Gada is a registered nurse working in the Neonatal Intensive Care Unit (NICU) at Hillel Yaffe Medical Center, with clinical and academic training in multiple areas of perinatal care. Gada holds a BA in Health Systems Management, and has completed advanced training in neonatal and preterm intensive care, breastfeeding consultation, and clinical instruction. Gada is interested in maternal well-being and postnatal health, neonatal intensive care, breastfeeding, and the clinical staff's well-being. In her research, Gada examines how objective and subjective factors of the labor and birthing process interact, and in turn effect women's health after childbirth, including the well-being of both mother and newborn. Such factors include medical and psychological aspects, women's and midwives' perceptions, and the emotional and professional experiences of the caregiving staff. Her research aims to improve holistic maternal care, and strengthen team resilience and functioning within the NICU setting.

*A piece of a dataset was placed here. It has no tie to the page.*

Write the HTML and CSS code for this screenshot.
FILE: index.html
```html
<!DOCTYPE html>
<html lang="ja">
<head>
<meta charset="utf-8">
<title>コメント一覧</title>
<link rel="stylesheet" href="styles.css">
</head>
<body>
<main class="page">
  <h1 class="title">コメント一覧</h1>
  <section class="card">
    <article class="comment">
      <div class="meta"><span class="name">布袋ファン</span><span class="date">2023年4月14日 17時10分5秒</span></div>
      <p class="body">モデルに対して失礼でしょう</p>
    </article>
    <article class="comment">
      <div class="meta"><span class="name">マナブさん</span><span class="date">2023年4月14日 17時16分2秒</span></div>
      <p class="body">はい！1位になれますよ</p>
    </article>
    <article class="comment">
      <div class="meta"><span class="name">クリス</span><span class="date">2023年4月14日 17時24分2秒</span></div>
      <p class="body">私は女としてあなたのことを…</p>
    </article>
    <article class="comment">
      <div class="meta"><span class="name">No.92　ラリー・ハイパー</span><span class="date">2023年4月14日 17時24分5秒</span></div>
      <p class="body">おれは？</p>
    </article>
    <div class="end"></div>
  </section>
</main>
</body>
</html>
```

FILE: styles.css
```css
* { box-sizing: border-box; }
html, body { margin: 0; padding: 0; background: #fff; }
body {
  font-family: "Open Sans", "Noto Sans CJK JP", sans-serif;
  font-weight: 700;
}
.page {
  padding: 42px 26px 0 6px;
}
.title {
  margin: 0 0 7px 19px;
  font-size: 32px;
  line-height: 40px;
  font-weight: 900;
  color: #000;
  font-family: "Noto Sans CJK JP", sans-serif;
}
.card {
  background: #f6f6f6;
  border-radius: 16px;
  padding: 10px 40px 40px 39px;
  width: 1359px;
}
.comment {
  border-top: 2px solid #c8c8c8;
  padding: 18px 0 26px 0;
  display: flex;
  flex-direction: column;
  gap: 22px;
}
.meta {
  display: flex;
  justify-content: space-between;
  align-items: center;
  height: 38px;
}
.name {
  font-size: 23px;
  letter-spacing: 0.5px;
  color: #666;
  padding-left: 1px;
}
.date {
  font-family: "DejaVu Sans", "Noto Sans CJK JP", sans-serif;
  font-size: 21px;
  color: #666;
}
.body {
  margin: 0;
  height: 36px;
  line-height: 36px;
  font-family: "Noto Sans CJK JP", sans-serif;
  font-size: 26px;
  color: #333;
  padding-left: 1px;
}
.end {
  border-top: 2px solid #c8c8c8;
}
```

Shira is currently completing her Bachelor of Science in Nursing at the University of Haifa and has been accepted into an accelerated MSc Nursing track. she is interested in interdisciplinary integration between clinical care, research, and technological innovation in healthcare settings. Her research focuses on mapping the coping strategies of parents of children with eating disorders across the illness trajectory, in attempt to find the situational goodness-of fit within the flexibility paradigm.
Bar is a registered nurse with a multidisciplinary academic background and clinical experience in nephrology and dialysis care. She holds a BA in Behavioral Sciences and completed a nursing conversion program at Hillel Yaffe Medical Center, alongside advanced certifications in nephrology and clinical instruction. Her research focuses on emotional regulation processes in dialysis patients, examining how emotional regulation mechanisms influence symptom perception, illness interpretation, and psychological well-being in chronic care settings.

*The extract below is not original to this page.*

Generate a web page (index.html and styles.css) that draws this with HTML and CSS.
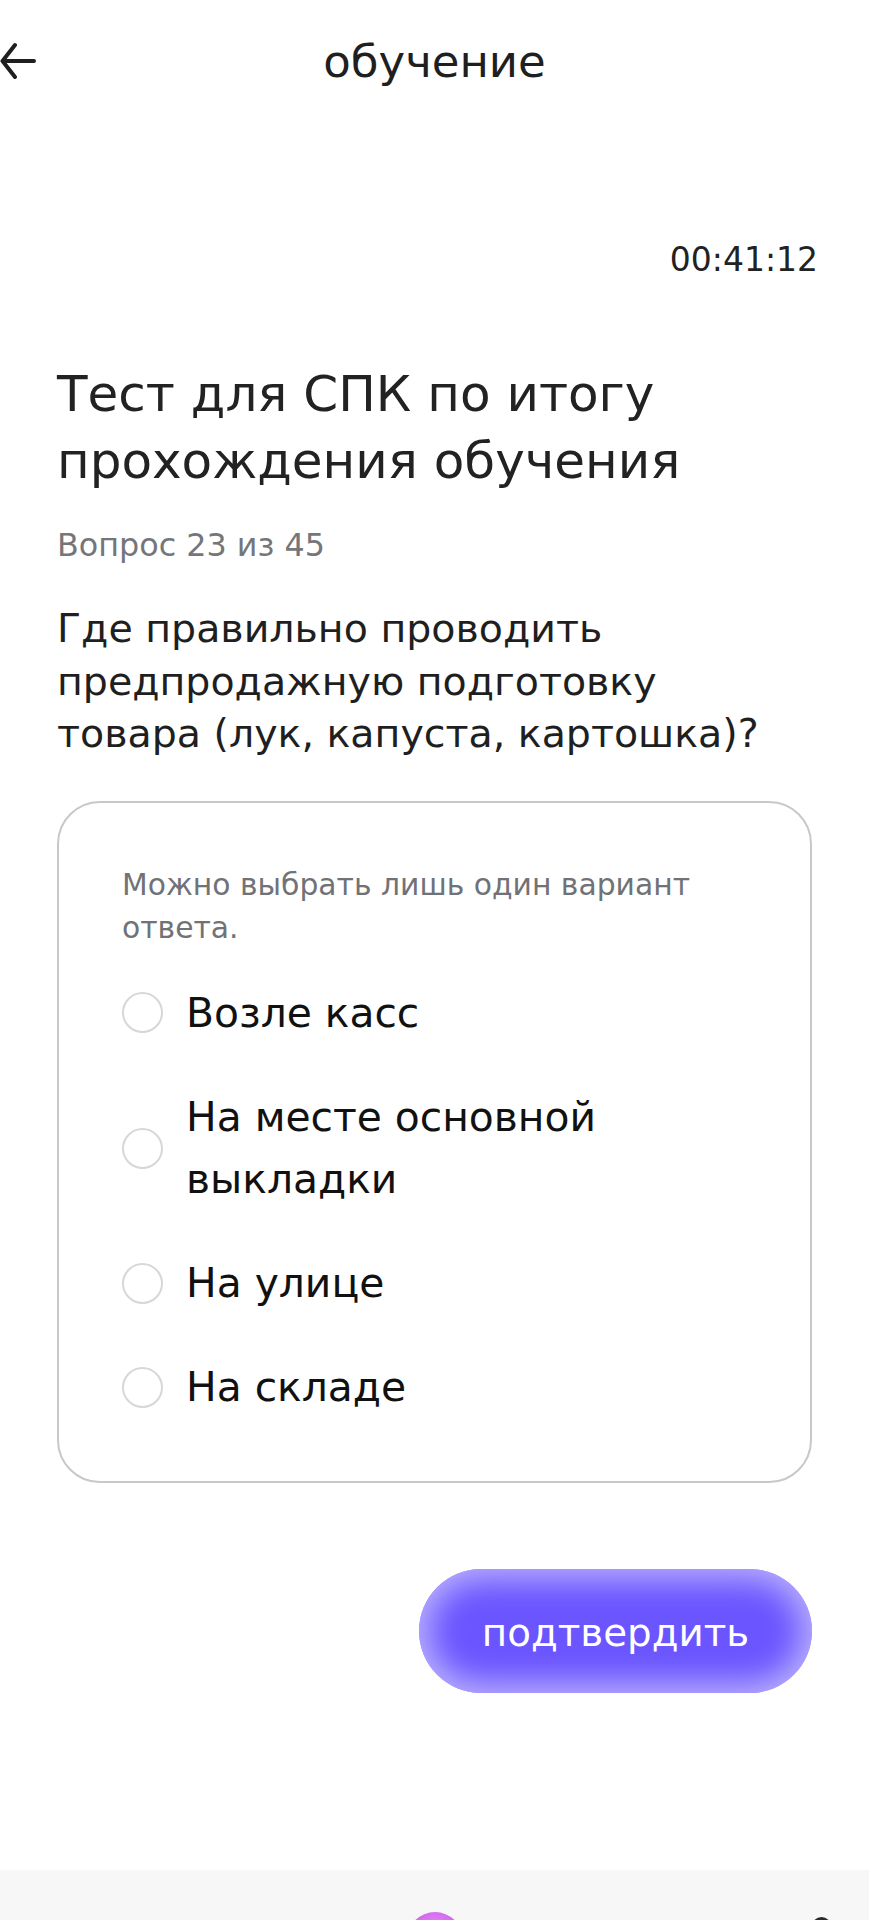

Amer is a recently graduated registered nurse, and an MSN student with research interests in emotional regulation in nursing, occupational stress and burnout, and empathy in chronic care. He studies the emotion regulation strategies among dialysis nurses, examining how emotional processes affect burnout, stress, empathy, and the quality of patient care. The study aims to inform frameworks that support emotional resilience and professional sustainability in high-intensity, long-term caregiving environment
Dr. Artzi- Medvedik is a public health clinical nurse specialist, with an expertise in mother-newborn care and breastfeeding. In her fellowship she studies the resilience strategies and coping flexibility of parents of children with eating disorders. Her research utilizes a mixed-methods design (qualitative and quantitative), aiming at identifying parental cognitive and behavioral coping strategies, and analyzing parental coping profiles longitudinally, to further characterize the coping flexibility goodness-of-fit in this population.